Kaylie Buck

Personal information
- Born: 20 February 2000 (age 26) Oakville, Ontario Canada

Sport
- Country: Canada
- Sport: Snowboarding
- Event(s): Parallel giant slalom, Parallel slalom

Medal record
World Junior Championships
| Bronze medal – third place | 2020 Lachtal | Parallel Slalom |
| Bronze medal – third place | 2019 Rogla | Parallel team |

= Kaylie Buck =

Canadian snowboarder (born 2000)

Kaylie Buck (born February 20, 2000) is a Canadian snowboarder who competes internationally in the alpine snowboard discipline.

==Career==
At the 2020 FIS Snowboarding Junior World Championships, Buck won bronze in the parallel giant slalom event, becoming the first Canadian woman to win an alpine medal at the event.

Buck has competed at two Senior World Championships in 2019 and 2021.

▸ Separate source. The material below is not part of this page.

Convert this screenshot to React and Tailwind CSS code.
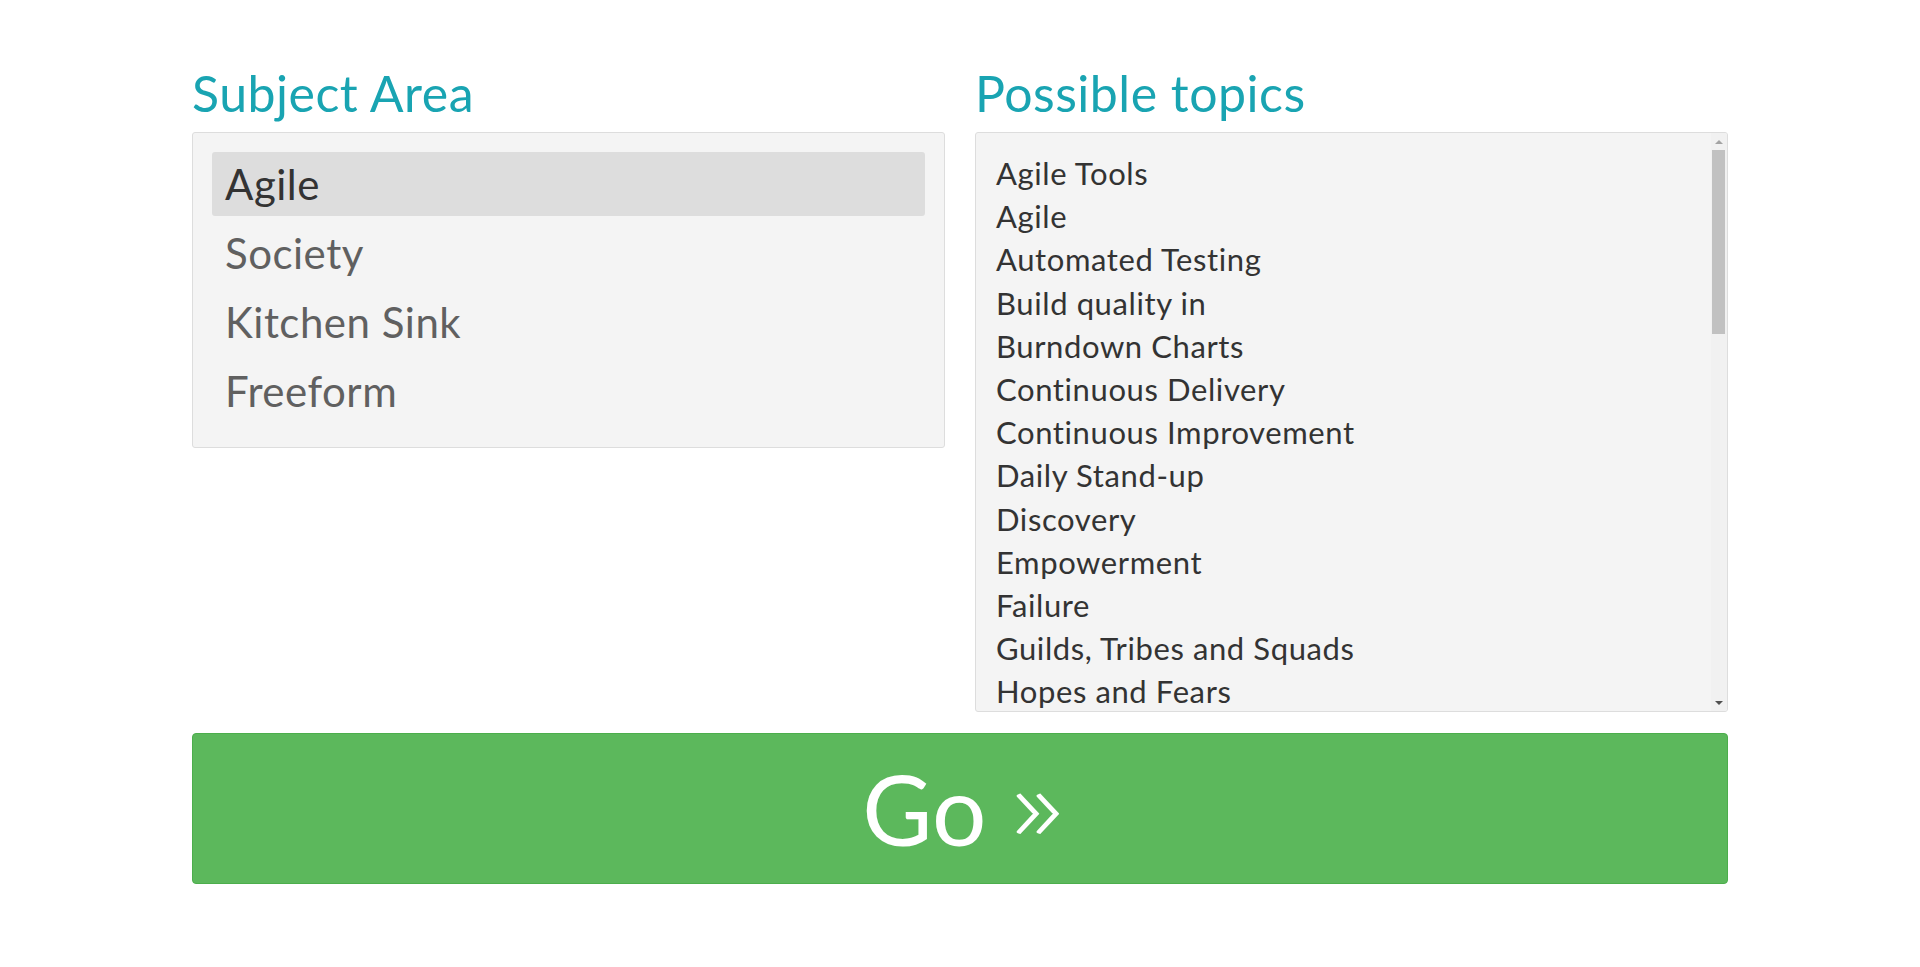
import React, { useState } from 'react';

const subjects = ['Agile', 'Society', 'Kitchen Sink', 'Freeform'];

const topics = [
  'Agile Tools',
  'Agile',
  'Automated Testing',
  'Build quality in',
  'Burndown Charts',
  'Continuous Delivery',
  'Continuous Improvement',
  'Daily Stand-up',
  'Discovery',
  'Empowerment',
  'Failure',
  'Guilds, Tribes and Squads',
  'Hopes and Fears',
];

const App = () => {
  const [subject, setSubject] = useState('Agile');

  return (
    <div className="min-h-screen bg-white font-['Lato','Liberation_Sans',sans-serif]">
      <div className="w-[1536px] mx-auto pt-[66px]">
        <div className="grid grid-cols-2 gap-[30px]">
          {/* Subject area */}
          <div>
            <h2 className="text-[50px] leading-[55px] text-[#19a4b2] mb-[11px] tracking-[0.5px]">Subject Area</h2>
            <div className="bg-[#f4f4f4] border border-[#dddddd] rounded-[3px] px-[19px] py-[19px]">
              {subjects.map((s) => (
                <div
                  key={s}
                  onClick={() => setSubject(s)}
                  className={
                    s === subject
                      ? 'h-16 mb-[5px] px-[13px] flex items-center rounded-[3px] bg-[#dddddd] text-[#333333] text-[42px] tracking-[0.5px] cursor-pointer'
                      : 'h-16 mb-[5px] px-[13px] flex items-center rounded-[3px] text-[#606060] text-[42px] tracking-[0.5px] cursor-pointer'
                  }
                >
                  {s}
                </div>
              ))}
            </div>
          </div>

          {/* Possible topics */}
          <div>
            <h2 className="text-[50px] leading-[55px] text-[#19a4b2] mb-[11px] tracking-[0.5px]">Possible topics</h2>
            <div className="h-[580px] flex bg-[#f4f4f4] border border-[#dddddd] rounded-[3px] overflow-hidden">
              <div className="flex-1 pl-5 pt-[19px]">
                {topics.map((t) => (
                  <div key={t} className="text-[31px] leading-[43.2px] text-[#333333] tracking-[0.6px]">
                    {t}
                  </div>
                ))}
              </div>
              {/* scrollbar */}
              <div className="w-[16px] flex flex-col bg-[#f1f1f1]">
                <div className="h-[17px] flex items-center justify-center">
                  <div className="w-0 h-0 border-x-[4px] border-x-transparent border-b-[4px] border-b-[#a3a3a3]"></div>
                </div>
                <div className="h-[184px] ml-px mr-[2px] bg-[#c1c1c1]"></div>
                <div className="mt-auto h-[17px] flex items-center justify-center">
                  <div className="w-0 h-0 border-x-[4px] border-x-transparent border-t-[4px] border-t-[#505050]"></div>
                </div>
              </div>
            </div>
          </div>
        </div>

        <button className="mt-[21px] w-full h-[151px] bg-[#5cb85c] border border-[#4cae4c] rounded text-white flex items-center justify-center gap-[30px]">
          <span className="text-[96px] leading-[110px]">Go</span>
          <span className="inline-block text-[104px] leading-[110px] font-light scale-x-150 mb-[16px]">»</span>
        </button>
      </div>
    </div>
  );
};

export default App;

In January 2022, Buck was initially not named to Canada's 2022 Olympic team. However, after an appeal process, Buck along with three other snowboarders were added to the team in the parallel giant slalom event. Buck finished 21st at the 2022 Olympic Games.

In December 2025, Buck won her first medal at a World Cup event, when she won silver in Cortina.